Sunscreen ingredient may pose skin cancer risk, researchers findPosted: May 9, 2012
(Phys.org) — As vacationers prepare to spend time outdoors this summer, many of them will pack plenty of sunscreen in hopes it will protect their bodies from overexposure, and possibly from skin cancer. But researchers at Missouri University of Science and Technology are discovering that sunscreen may not be so safe after all.
Cell toxicity studies by Dr. Yinfa Ma, Curators’ Teaching Professor of chemistry at Missouri S&T, and his graduate student Qingbo Yang, suggest that when exposed to sunlight, zinc oxide, a common ingredient in sunscreens, undergoes a chemical reaction that may release unstable molecules known as free radicals. Free radicals seek to bond with other molecules, but in the process, they can damage cells or the DNA contained within those cells. This in turn could increase the risk of skin cancer.
Ma also found that the longer zinc oxide is exposed to sunlight, the greater the potential damage to human cells.
"Zinc oxide may generate free radicals when exposed to UV (ultraviolet) sunlight," May says, "and those free radicals can kill cells."
Ma studied how human lung cells immersed in a solution containing nano-particles of zinc oxide react when exposed to different types of light over numerous time frames. Using a control group of cells that were not immersed in the zinc oxide solution, Ma compared the results of light exposure on the various groups of cells. He found that zinc oxide-exposed cells deteriorated more rapidly than those not immersed in the chemical compound.
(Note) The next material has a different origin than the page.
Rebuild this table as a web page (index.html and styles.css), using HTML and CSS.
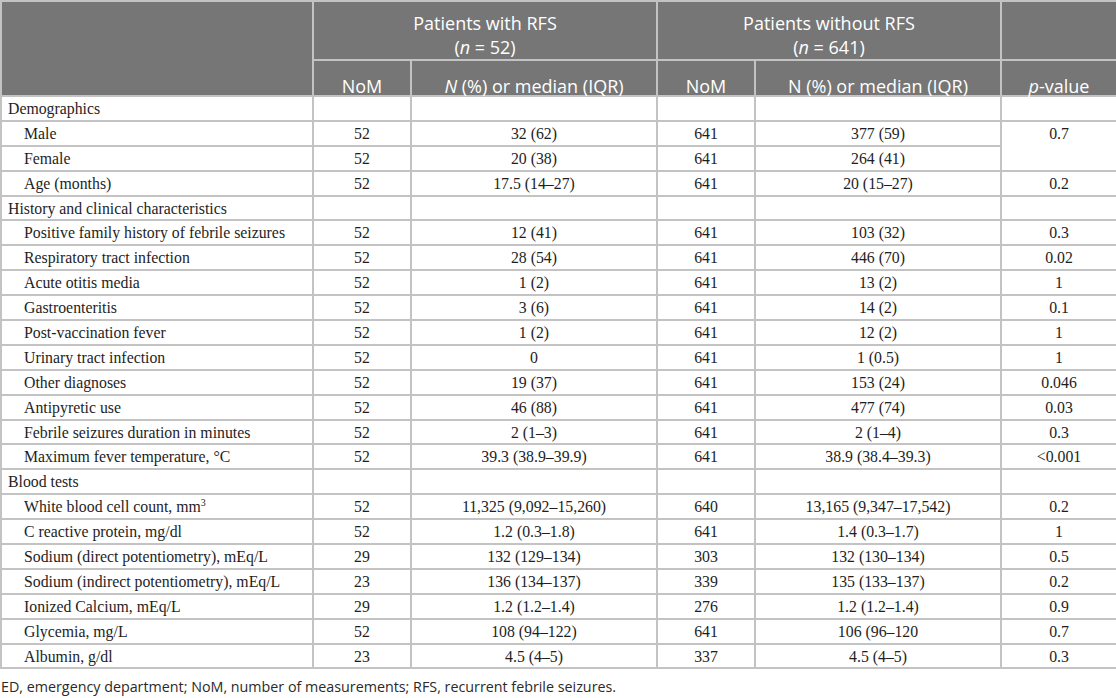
FILE: index.html
```html
<!DOCTYPE html>
<html lang="en">
<head>
    <meta charset="UTF-8">
    <title>Recurrent febrile seizures</title>
    <link rel="stylesheet" href="styles.css">
</head>
<body>

<table class="data-table">
    <colgroup>
        <col class="c-label">
        <col class="c-nom">
        <col class="c-val">
        <col class="c-nom">
        <col class="c-val">
        <col class="c-p">
    </colgroup>
    <thead>
        <tr class="head-top">
            <th rowspan="2"></th>
            <th colspan="2">Patients with RFS<br>(<i>n</i> = 52)</th>
            <th colspan="2">Patients without RFS<br>(<i>n</i> = 641)</th>
            <th></th>
        </tr>
        <tr class="head-sub">
            <th>NoM</th>
            <th><i>N</i> (%) or median (IQR)</th>
            <th>NoM</th>
            <th>N (%) or median (IQR)</th>
            <th><i>p</i>-value</th>
        </tr>
    </thead>
    <tbody>
        <tr class="section"><td>Demographics</td><td></td><td></td><td></td><td></td><td></td></tr>
        <tr><td class="sub">Male</td><td>52</td><td>32 (62)</td><td>641</td><td>377 (59)</td><td rowspan="2">0.7</td></tr>
        <tr><td class="sub">Female</td><td>52</td><td>20 (38)</td><td>641</td><td>264 (41)</td></tr>
        <tr><td class="sub">Age (months)</td><td>52</td><td>17.5 (14–27)</td><td>641</td><td>20 (15–27)</td><td>0.2</td></tr>
        <tr class="section"><td>History and clinical characteristics</td><td></td><td></td><td></td><td></td><td></td></tr>
        <tr><td class="sub">Positive family history of febrile seizures</td><td>52</td><td>12 (41)</td><td>641</td><td>103 (32)</td><td>0.3</td></tr>
        <tr><td class="sub">Respiratory tract infection</td><td>52</td><td>28 (54)</td><td>641</td><td>446 (70)</td><td>0.02</td></tr>
        <tr><td class="sub">Acute otitis media</td><td>52</td><td>1 (2)</td><td>641</td><td>13 (2)</td><td>1</td></tr>
        <tr><td class="sub">Gastroenteritis</td><td>52</td><td>3 (6)</td><td>641</td><td>14 (2)</td><td>0.1</td></tr>
        <tr><td class="sub">Post-vaccination fever</td><td>52</td><td>1 (2)</td><td>641</td><td>12 (2)</td><td>1</td></tr>
        <tr><td class="sub">Urinary tract infection</td><td>52</td><td>0</td><td>641</td><td>1 (0.5)</td><td>1</td></tr>
        <tr><td class="sub">Other diagnoses</td><td>52</td><td>19 (37)</td><td>641</td><td>153 (24)</td><td>0.046</td></tr>
        <tr><td class="sub">Antipyretic use</td><td>52</td><td>46 (88)</td><td>641</td><td>477 (74)</td><td>0.03</td></tr>
        <tr><td class="sub">Febrile seizures duration in minutes</td><td>52</td><td>2 (1–3)</td><td>641</td><td>2 (1–4)</td><td>0.3</td></tr>
        <tr><td class="sub">Maximum fever temperature, °C</td><td>52</td><td>39.3 (38.9–39.9)</td><td>641</td><td>38.9 (38.4–39.3)</td><td>&lt;0.001</td></tr>
        <tr class="section"><td>Blood tests</td><td></td><td></td><td></td><td></td><td></td></tr>
        <tr><td class="sub">White blood cell count, mm<sup>3</sup></td><td>52</td><td>11,325 (9,092–15,260)</td><td>640</td><td>13,165 (9,347–17,542)</td><td>0.2</td></tr>
        <tr><td class="sub">C reactive protein, mg/dl</td><td>52</td><td>1.2 (0.3–1.8)</td><td>641</td><td>1.4 (0.3–1.7)</td><td>1</td></tr>
        <tr><td class="sub">Sodium (direct potentiometry), mEq/L</td><td>29</td><td>132 (129–134)</td><td>303</td><td>132 (130–134)</td><td>0.5</td></tr>
        <tr><td class="sub">Sodium (indirect potentiometry), mEq/L</td><td>23</td><td>136 (134–137)</td><td>339</td><td>135 (133–137)</td><td>0.2</td></tr>
        <tr><td class="sub">Ionized Calcium, mEq/L</td><td>29</td><td>1.2 (1.2–1.4)</td><td>276</td><td>1.2 (1.2–1.4)</td><td>0.9</td></tr>
        <tr><td class="sub">Glycemia, mg/L</td><td>52</td><td>108 (94–122)</td><td>641</td><td>106 (96–120</td><td>0.7</td></tr>
        <tr><td class="sub">Albumin, g/dl</td><td>23</td><td>4.5 (4–5)</td><td>337</td><td>4.5 (4–5)</td><td>0.3</td></tr>
    </tbody>
</table>

<p class="footnote">ED, emergency department; NoM, number of measurements; RFS, recurrent febrile seizures.</p>

</body>
</html>
```

FILE: styles.css
```css
body, html {
    margin: 0;
    padding: 0;
    background: #fff;
}

/* Таблица */
.data-table {
    width: 1116px;
    table-layout: fixed;
    border-collapse: collapse;
    font-family: "Liberation Serif", "Times New Roman", serif;
    font-size: 15.8px;
    color: #1e1e1e;
}

.c-label { width: 312px; }
.c-nom { width: 98px; }
.c-val { width: 246px; }
.c-p { width: 116px; }

.data-table th,
.data-table td {
    border: 2px solid #c3c3c3;
}

/* Шапка */
.data-table th {
    background: #767676;
    color: #fff;
    font-family: "Open Sans", "Noto Sans", sans-serif;
    font-weight: normal;
    font-size: 18px;
    line-height: 24px;
    vertical-align: bottom;
    padding: 0 6px 0;
}

.head-top th {
    height: 57px;
}

.head-sub th {
    height: 34px;
    line-height: 18px;
}

/* Строки */
.data-table td {
    height: 20.9px;
    line-height: 19px;
    padding: 2px 8px 0;
    text-align: center;
    vertical-align: top;
}

.data-table td:first-child {
    text-align: left;
    padding-left: 6px;
}

.data-table td.sub {
    padding-left: 22px;
}

.data-table sup {
    font-size: 10px;
    line-height: 0;
}

.footnote {
    margin: 8px 0 0 1px;
    font-family: "Open Sans", "Noto Sans", sans-serif;
    font-size: 14.3px;
    color: #2a2a2a;
}
```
Even when exposed to visible light only, the lung cells suspended in zinc oxide deteriorated. But for cells exposed to ultraviolet rays, Ma found that "cell viability decreases dramatically."
When exposed to ultraviolet long-wave light (ultraviolet A or UVA) for 3 hours, half of the lung cells in the zinc oxide solution died. After 12 hours, 90 percent of the cells in that solution died, Ma found.
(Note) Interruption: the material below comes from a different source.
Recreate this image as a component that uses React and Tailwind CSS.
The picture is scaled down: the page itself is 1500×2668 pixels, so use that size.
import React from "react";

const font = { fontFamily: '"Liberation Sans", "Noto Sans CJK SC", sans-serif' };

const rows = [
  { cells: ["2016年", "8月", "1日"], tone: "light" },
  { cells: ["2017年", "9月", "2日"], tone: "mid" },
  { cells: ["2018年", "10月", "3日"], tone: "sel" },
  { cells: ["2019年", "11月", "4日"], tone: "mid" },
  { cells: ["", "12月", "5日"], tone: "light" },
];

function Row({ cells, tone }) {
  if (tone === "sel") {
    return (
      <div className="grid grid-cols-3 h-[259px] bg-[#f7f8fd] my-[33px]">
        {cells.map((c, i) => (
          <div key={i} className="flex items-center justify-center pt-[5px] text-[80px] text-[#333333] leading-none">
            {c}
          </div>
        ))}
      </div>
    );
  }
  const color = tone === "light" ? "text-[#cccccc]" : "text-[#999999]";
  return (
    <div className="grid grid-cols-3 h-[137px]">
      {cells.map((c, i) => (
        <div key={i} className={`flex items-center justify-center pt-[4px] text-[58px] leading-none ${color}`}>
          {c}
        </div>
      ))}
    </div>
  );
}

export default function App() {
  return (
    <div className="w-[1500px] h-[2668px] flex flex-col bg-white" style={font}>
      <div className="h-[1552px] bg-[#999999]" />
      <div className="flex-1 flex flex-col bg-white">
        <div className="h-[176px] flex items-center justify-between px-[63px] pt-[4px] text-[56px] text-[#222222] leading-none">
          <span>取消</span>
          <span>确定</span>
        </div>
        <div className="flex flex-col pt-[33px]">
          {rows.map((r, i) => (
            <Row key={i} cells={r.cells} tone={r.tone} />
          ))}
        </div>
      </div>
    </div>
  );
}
Why does zinc oxide, an ingredient used in sunscreen to help block harmful UV rays, cause cells to deteriorate when exposed to sunlight? According to Ma, when the zinc oxide nano-particles in the solution absorb the UV rays, the reaction releases electrons, which in turn may produce unstable free radical molecules in the zinc oxide solution. Those free radical molecules then bond with other molecules and act as parasites, damaging the other molecules in the process.
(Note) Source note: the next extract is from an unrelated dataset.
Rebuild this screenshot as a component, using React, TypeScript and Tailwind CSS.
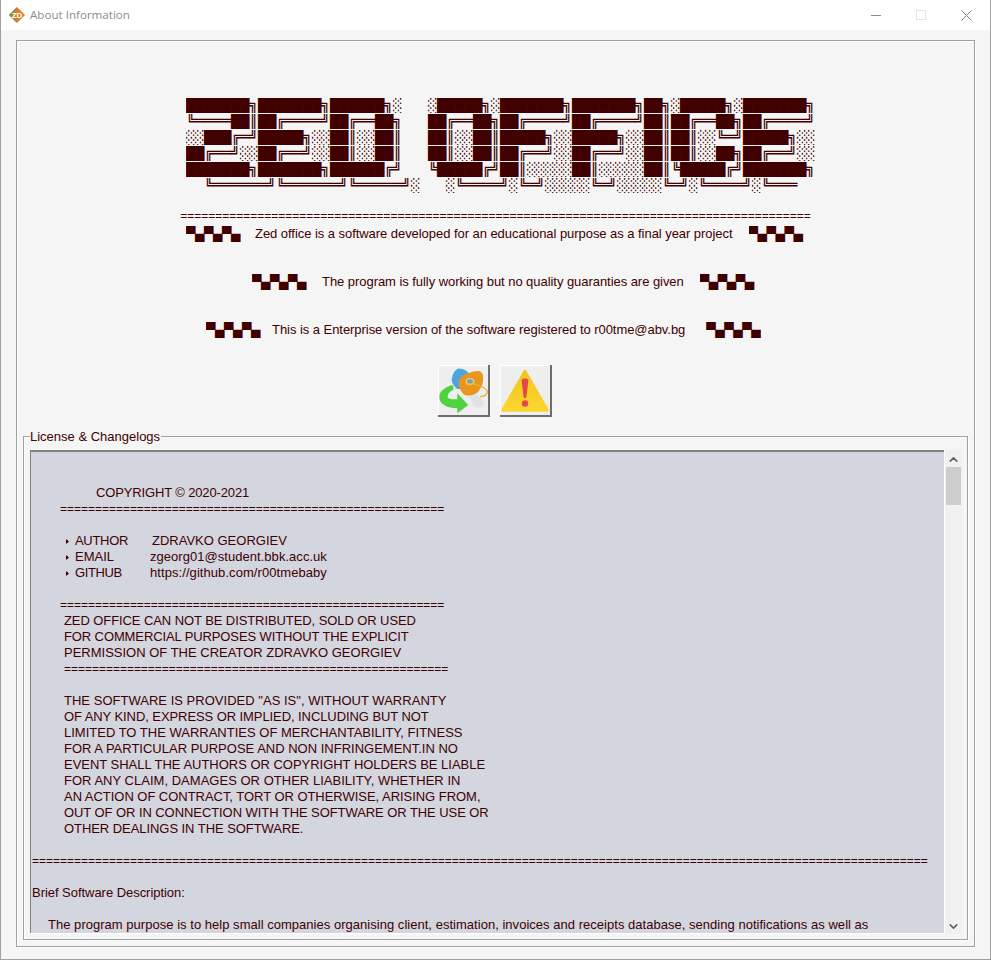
import { ChevronUp, ChevronDown } from 'lucide-react';

// each row is [ZED, OFFICE], the word gap is a bit narrower than 3 cells
const LOGO: [string, string, string][] = [
  ['███████╗███████╗██████╗░', '░█████╗░███████╗███████╗██╗░█████╗░███████╗', ''],
  ['╚════██║██╔════╝██╔══██╗', '██╔══██╗██╔════╝██╔════╝██║██╔══██╗██╔════╝', ''],
  ['░░███╔═╝█████╗░░██║░░██║', '██║░░██║█████╗░░█████╗░░██║██║░░╚═╝█████╗░░', ''],
  ['██╔══╝░░██╔══╝░░██║░░██║', '██║░░██║██╔══╝░░██╔══╝░░██║██║░░██╗██╔══╝░░', ''],
  ['███████╗███████╗██████╔╝', '╚█████╔╝██║░░░░░██║░░░░░██║╚█████╔╝███████╗', ''],
  ['╚══════╝╚══════╝╚═════╝░', '░╚════╝░╚═╝░░░░░╚═╝░░░░░╚═╝░╚════╝░╚═══', 'ml-[18px]'],
];

const CHECKER = '▀▄▀▄▀▄';

const LICENSE: { pad: number; text: string; rule?: boolean; bullet?: boolean; value?: string; ls?: number; valueLs?: number }[] = [
  { pad: 0, text: '' },
  { pad: 0, text: '' },
  { pad: 64, text: 'COPYRIGHT © 2020-2021', ls: -0.14 },
  { pad: 28, text: '='.repeat(55), rule: true, ls: -0.02 },
  { pad: 0, text: '' },
  { pad: 43, text: 'AUTHOR', bullet: true, value: 'ZDRAVKO GEORGIEV', ls: -0.3 },
  { pad: 43, text: 'EMAIL', bullet: true, value: 'zgeorg01@student.bbk.acc.uk', valueLs: 0.04 },
  { pad: 43, text: 'GITHUB', bullet: true, value: 'https://github.com/r00tmebaby', ls: -0.4, valueLs: 0.07 },
  { pad: 0, text: '' },
  { pad: 28, text: '='.repeat(55), rule: true, ls: -0.02 },
  { pad: 32, text: 'ZED OFFICE CAN NOT BE DISTRIBUTED, SOLD OR USED', ls: -0.085 },
  { pad: 32, text: 'FOR COMMERCIAL PURPOSES WITHOUT THE EXPLICIT', ls: -0.11 },
  { pad: 32, text: 'PERMISSION OF THE CREATOR ZDRAVKO GEORGIEV' },
  { pad: 32, text: '='.repeat(55), rule: true, ls: -0.02 },
  { pad: 0, text: '' },
  { pad: 32, text: 'THE SOFTWARE IS PROVIDED "AS IS", WITHOUT WARRANTY', ls: 0.02 },
  { pad: 32, text: 'OF ANY KIND, EXPRESS OR IMPLIED, INCLUDING BUT NOT', ls: -0.08 },
  { pad: 32, text: 'LIMITED TO THE WARRANTIES OF MERCHANTABILITY, FITNESS' },
  { pad: 32, text: 'FOR A PARTICULAR PURPOSE AND NON INFRINGEMENT.IN NO' },
  { pad: 32, text: 'EVENT SHALL THE AUTHORS OR COPYRIGHT HOLDERS BE LIABLE', ls: -0.02 },
  { pad: 32, text: 'FOR ANY CLAIM, DAMAGES OR OTHER LIABILITY, WHETHER IN', ls: 0.02 },
  { pad: 32, text: 'AN ACTION OF CONTRACT, TORT OR OTHERWISE, ARISING FROM,', ls: -0.036 },
  { pad: 32, text: 'OUT OF OR IN CONNECTION WITH THE SOFTWARE OR THE USE OR', ls: -0.07 },
  { pad: 32, text: 'OTHER DEALINGS IN THE SOFTWARE.', ls: -0.06 },
  { pad: 0, text: '' },
  { pad: 0, text: '='.repeat(128), rule: true, ls: -0.01 },
  { pad: 0, text: '' },
  { pad: 0, text: 'Brief Software Description:', ls: -0.04 },
  { pad: 0, text: '' },
  { pad: 16, text: 'The program purpose is to help small companies organising client, estimation, invoices and receipts database, sending notifications as well as', ls: 0.027 },
];

function Checker() {
  return <span className="mt-[2px] h-4 w-[55px] overflow-hidden font-['DejaVu_Sans_Mono',monospace] text-[15.5px] leading-4 tracking-[-0.332px]">{CHECKER}</span>;
}

function NoticeRow({ pad, gapL, gapR, text }: { pad: string; gapL: string; gapR: string; text: string }) {
  return (
    <div className={`flex h-4 items-center whitespace-pre ${pad}`}>
      <Checker />
      <span className={`${gapL} ${gapR} mt-[2px] text-[13px] tracking-[-0.05px]`}>{text}</span>
      <Checker />
    </div>
  );
}

function AppLogo() {
  return (
    <svg width="16" height="16" viewBox="0 0 16 16">
      <path d="M8 0L16 8L8 16L0 8Z" fill="#d9822b" />
      <path d="M0 8L8 16L4 8L8 0Z" fill="#7f9a3a" />
      <text x="8" y="11" textAnchor="middle" fontSize="8" fontWeight="700" fill="#fff" fontFamily="Liberation Sans, sans-serif">ZD</text>
    </svg>
  );
}

function UpdateIcon() {
  return (
    <svg width="50" height="50" viewBox="0 0 50 50" className="blur-[0.4px]">
      <path d="M20 3.5C25 3 30 6 32 10L28 24L19 24C15 20 13 16 14 13C15 8 17 5 20 3.5Z" fill="#4ba6df" />
      <path d="M28 28L38 28L46 37C47 41 42 43 38 42C35 41 34 37 32 33Z" fill="#e2e2e2" />
      <path d="M21 16C23 11 27 9 31 8C36 6 41 5 43 7C46 9 45.5 16 44 20C42 25 40 28 36 29.5C32 31 27 31 25 28.5C22 25 20 21 21 16Z" fill="#e8961d" />
      <ellipse cx="32" cy="16.5" rx="4.5" ry="3.5" fill="#f6c877" />
      <ellipse cx="32" cy="16.5" rx="3" ry="2.3" fill="#5fa9d8" />
      <path d="M30 18.3C38 19 48 22 49.5 26.7C49 30 45 31.5 42 31.7" fill="none" stroke="#eeb21c" strokeWidth="1.3" />
      <path d="M15.3 20C8 21 1.3 26 1.3 32C1.3 38 7 43 19.3 43.3L19.3 48.3L30.3 40L19.3 28.3L19.3 34.3C13 34.5 9.7 33.5 9.7 32C9.7 29 12 26 15.3 25Z" fill="#4fd23f" />
    </svg>
  );
}

function WarningIcon() {
  return (
    <svg width="52" height="50" viewBox="0 0 52 50" className="blur-[0.3px]">
      <defs>
        <linearGradient id="warn" x1="0" y1="0" x2="0" y2="1">
          <stop offset="0" stopColor="#f2c51f" />
          <stop offset="1" stopColor="#fcd62f" />
        </linearGradient>
      </defs>
      <path d="M26 4C27 4 27.5 5 28 6L50.5 45C51 47 50 47.5 49 47.5L3 47.5C2 47.5 1 47 1.5 45L24 6C24.5 5 25 4 26 4Z" fill="url(#warn)" />
      <path d="M22.5 15C23 12.5 29 12.5 29.5 15L27.5 32C27 34 25 34 24.5 32Z" fill="#e5484a" />
      <circle cx="26" cy="39" r="3.3" fill="#e5484a" />
    </svg>
  );
}

export default function App() {
  return (
    <div className="flex h-[960px] w-[991px] flex-col overflow-hidden border-x border-b border-[#a0a0a0] bg-[#f5f5f5] font-['Liberation_Sans',Arial,sans-serif] text-[12px] leading-4 text-[#400000]">
      {/* title bar */}
      <div className="flex h-[30px] shrink-0 items-center bg-white pl-[8px]">
        <AppLogo />
        <span className="ml-[5px] font-['Open_Sans',sans-serif] text-[11.6px] text-[#8c8c8c]">About Information</span>
        <div className="ml-auto flex items-center gap-[35px] pr-[18px]">
          <div className="h-px w-[10px] bg-[#8c8c8c]" />
          <div className="h-[10px] w-[10px] border border-[#e4e4e4]" />
          <svg width="11" height="11" viewBox="0 0 11 11" stroke="#808080" fill="none">
            <path d="M0.5 0.5L10.5 10.5M10.5 0.5L0.5 10.5" />
          </svg>
        </div>
      </div>

      {/* outer frame */}
      <div className="mx-[15px] mt-[10px] flex h-[907px] flex-col border border-[#a0a0a0] shadow-[1px_1px_0_#fff,inset_1px_1px_0_#fff]">
        <div className="mt-[57px] flex flex-col gap-px pl-[169px] font-['DejaVu_Sans_Mono',monospace] text-[15.5px] leading-[15px] tracking-[-0.332px] whitespace-pre">
          {LOGO.map(([zed, office, shift], i) => (
            <div key={i} className={`flex h-[15px] gap-[26px] overflow-hidden ${shift}`}>
              <span className="w-[216px] shrink-0">{zed}</span>
              <span>{office}</span>
            </div>
          ))}
        </div>

        <div className="mt-[15px] text-center leading-4">{'='.repeat(90)}</div>
        <div className="mt-px flex flex-col gap-8">
          <NoticeRow pad="pl-[169px]" gapL="ml-[14px]" gapR="mr-[16px]" text="Zed office is a software developed for an educational purpose as a final year project" />
          <NoticeRow pad="pl-[235px]" gapL="ml-[15px]" gapR="mr-[16px]" text="The program is fully working but no quality guaranties are given" />
          <NoticeRow pad="pl-[189px]" gapL="ml-[11px]" gapR="mr-[21px]" text="This is a Enterprise version of the software registered to r00tme@abv.bg" />
        </div>

        <div className="mt-[28px] flex justify-center gap-[10px] pr-px">
          <div className="flex h-[52px] w-[52px] items-center justify-center border-r-2 border-b-2 border-[#6e6e6e] bg-[#eeeeee] shadow-[inset_1px_1px_0_#fff]">
            <UpdateIcon />
          </div>
          <div className="flex h-[52px] w-[52px] items-center justify-center border-r-2 border-b-2 border-[#6e6e6e] bg-[#eeeeee] shadow-[inset_1px_1px_0_#fff]">
            <WarningIcon />
          </div>
        </div>

        {/* license group */}
        <div className="relative mx-[6px] mt-[19px] flex h-[504px] flex-col border border-[#a0a0a0] shadow-[1px_1px_0_#fff,inset_1px_1px_0_#fff]">
          <span className="absolute -top-2 left-[6px] bg-[#f5f5f5] pr-px text-[13px] leading-4">License &amp; Changelogs</span>
          <div className="mt-[13px] ml-[6px] flex h-[484px] w-[932px] bg-white">
            <div className="h-[483px] w-[914px] overflow-hidden border-t-2 border-l border-[#808080] bg-[#d3d6df] pt-px pl-[1px] text-[13px] whitespace-pre">
              {LICENSE.map((line, i) => (
                <div key={i} className={`flex h-4 items-center ${line.rule ? 'text-[12px]' : ''}`} style={{ paddingLeft: line.pad }}>
                  {line.bullet && (
                    <svg width="3" height="5" viewBox="0 0 3 5" className="mr-[6px] -ml-[9px]">
                      <path d="M0 0L3 2.5L0 5Z" fill="#400000" />
                    </svg>
                  )}
                  {line.value ? (
                    <>
                      <span className="w-[75px]" style={{ letterSpacing: line.ls }}>{line.text}</span>
                      <span className={line.text === 'AUTHOR' ? 'ml-[2px]' : ''} style={{ letterSpacing: line.valueLs }}>{line.value}</span>
                    </>
                  ) : (
                    <span style={{ letterSpacing: line.ls }}>{line.text}</span>
                  )}
                </div>
              ))}
            </div>
            <div className="ml-px flex h-full w-[17px] flex-col items-center bg-[#f0f0f0]">
              <ChevronUp size={13} strokeWidth={3} className="mt-[3px] text-[#606060]" />
              <div className="mt-[1px] h-[38px] w-[15px] bg-[#cdcdcd]" />
              <ChevronDown size={13} strokeWidth={3} className="mt-auto mb-[1px] text-[#606060]" />
            </div>
          </div>
        </div>
      </div>
    </div>
  );
}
Ma and his colleagues at Missouri S&T published their initial research results in the January 2009 edition of the Journal of Nanoparticle Research. The paper, titled "Toxicity of nano- and micro-sized ZnO particles in human lung epithelial cells," was the first comprehensive study ever published on this subject. Lead author Weisheng Lin was Ma’s Ph.D. student at the time. Other authors of the paper were Chuan-Chin Huang, a graduate student in biological sciences at the time, and two members of S&T’s biological sciences faculty, Dr. Katie Shannon (assistant professor) and Dr. Yue-Wern Huang (associate professor).
Now, Ma is preparing to publish his latest research results in the journal Toxicology and Applied Pharmacology. A publication date has not been determined.
Ma’s research on zinc oxide’s effect on cells is still in the early stages, so he cautions people from drawing conclusions about the safety or dangers of sunscreen based on this preliminary research.
"More extensive study is still needed," May says. "This is just the first step."
For instance, Ma plans to conduct electron spin resonance tests to see whether zinc oxide truly does generate free radicals, as he suspects. In addition, clinical trials will be needed before any conclusive evidence may be drawn from his studies.
In the meantime, Ma advises sunbathers to use sunscreen and to limit their exposure to the sun.
"I still would advise people to wear sunscreen," he says. "Sunscreen is better than no protection at all."
Besides sunscreen, zinc oxide is used in many commercial products, including plastics, paints, ointments and sealants.